Sorgfaltspflichtengesetz: Kernprobleme des Regierungsentwurfs beheben
Die Achtung von Menschenrechten in globalen Lieferketten ist für die deutsche Wirtschaft selbstverständlich. Deutsche Unternehmen tragen mit ihrem Engagement in Entwicklungs- und Schwellenländern zu höheren Sozial- und Umweltstandards, besserer Bildung und damit zu einer nachhaltigen Entwicklung bei. Sie sind deshalb als Arbeitgeber, Auftraggeber, Kunden und Investoren weltweit geschätzt.
Was die Bundesregierung mit dem Regierungsentwurf (Reg-E) zum Sorgfaltspflichtengesetz (SorgfaltspflichtenG) im März 2021 im Bundeskabinett verabschiedet hat, geht weit über den im Koalitionsvertrag vereinbarten Nationalen Aktionsplan Wirtschaft und Menschenrechte (NAP) und die zugrunde liegenden VN-Leitprinzipien sowie die von den Bundesministern Heil, Müller und Altmaier im Februar 2021 offiziell vorgestellten Eckpunkte eines solchen Gesetzes hinaus.
Der Reg-E droht seinen Regelungszweck, die Verbesserung der Menschenrechtslage im Ausland, zu verfehlen. Unternehmen, die die Risiken dieses Gesetzes nicht tragen können, müssten sich zurückziehen; in diese Lücke würden an kritischen Standorten im Zweifelsfall ausländische Wettbewerber mit niedrigeren Standards einspringen. Damit könnte das Gesetz im Ergebnis sogar eine Verschlechterung des Menschenrechtsschutzes vor Ort bewirken. Wenn deutsche Unternehmen im internationalen (System-)Wettbewerb durch nationale Vorgaben einseitig geschwächt würden, wären zudem auch Arbeitsplätze in Deutschland gefährdet.

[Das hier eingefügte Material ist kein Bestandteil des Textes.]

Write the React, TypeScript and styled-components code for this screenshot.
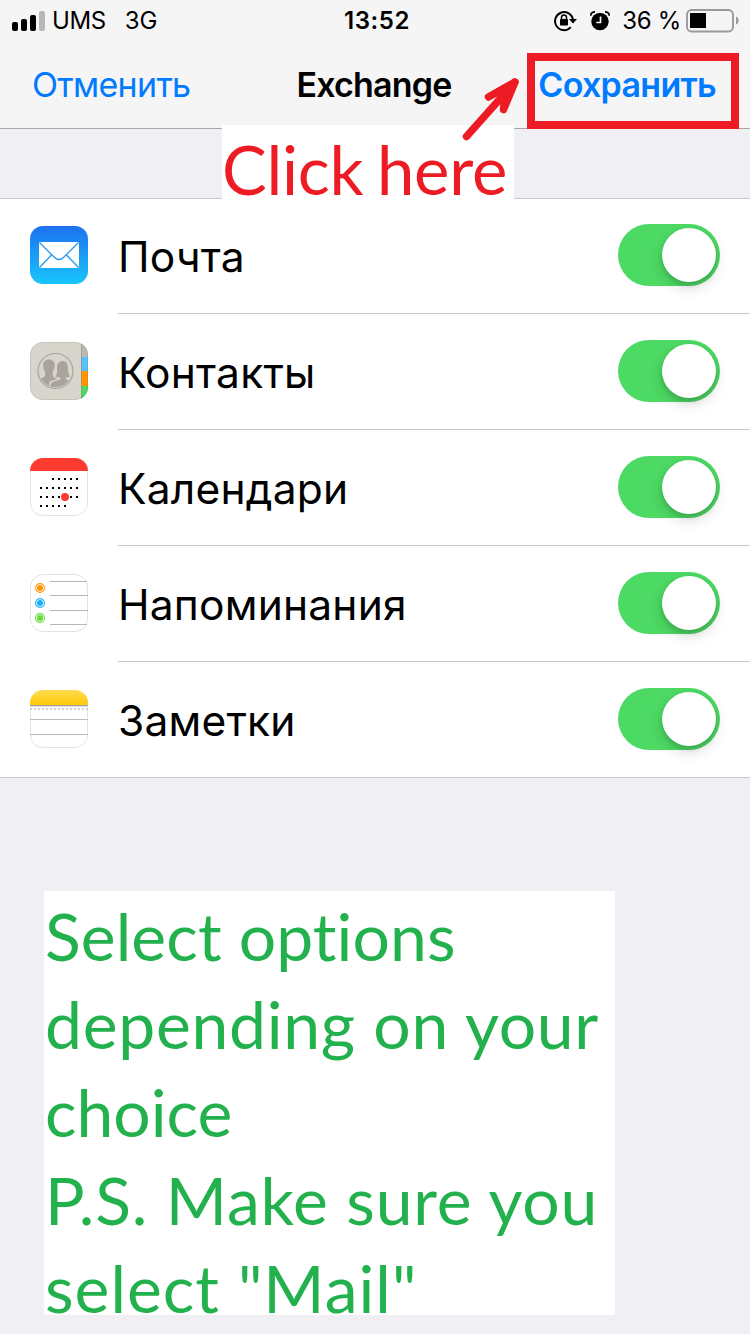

Im Vorfeld des Ende April 2021 startenden Gesetzgebungsverfahrens haben der BDI und 27 weitere Verbände deshalb einen gemeinsamen Brief an alle Bundestagsabgeordneten geschrieben. Insbesondere mit Blick auf fünf Kernprobleme muss der Gesetzgeber nachbessern: Erstens gilt es, die Sorgfaltspflichten unter Wahrung verfassungsrechtlicher Bestimmtheitsanforderungen rechtsklar und praktikabel auszugestalten. Zweitens dürfen Unternehmen unterhalb der Schwellenwerte nicht verpflichtet werden. Drittens darf es zu keiner Diskriminierung inländischer gegenüber ausländischer Unternehmen auf dem deutschen Markt kommen. Viertens darf es zu keiner zivilrechtlichen Haftung durch die Hintertür und Umgehung rechtsstaatlicher Anforderungen im Zivilprozess kommen. Fünftens darf der Gesetzgeber Unternehmen nicht verpflichten, sich selbst und ihre Zulieferer zu belasten.
Es ist nicht akzeptabel, dass bei einem für die Wirtschaft so einschneidenden und unzulänglich durchdachten Gesetzentwurf keine Zeit verwendet wurde und wird, die Belange der Wirtschaft gebührend anzuhören und zu berücksichtigen. Die Gelegenheit zur Stellungnahme betrug weniger als sieben Stunden. Der BDI und seine Mitstreiter appellieren deshalb dringend an alle Abgeordneten, den Regierungsentwurf entlang der genannten fünf Punkte grundsätzlich zu überarbeiten oder andernfalls abzulehnen.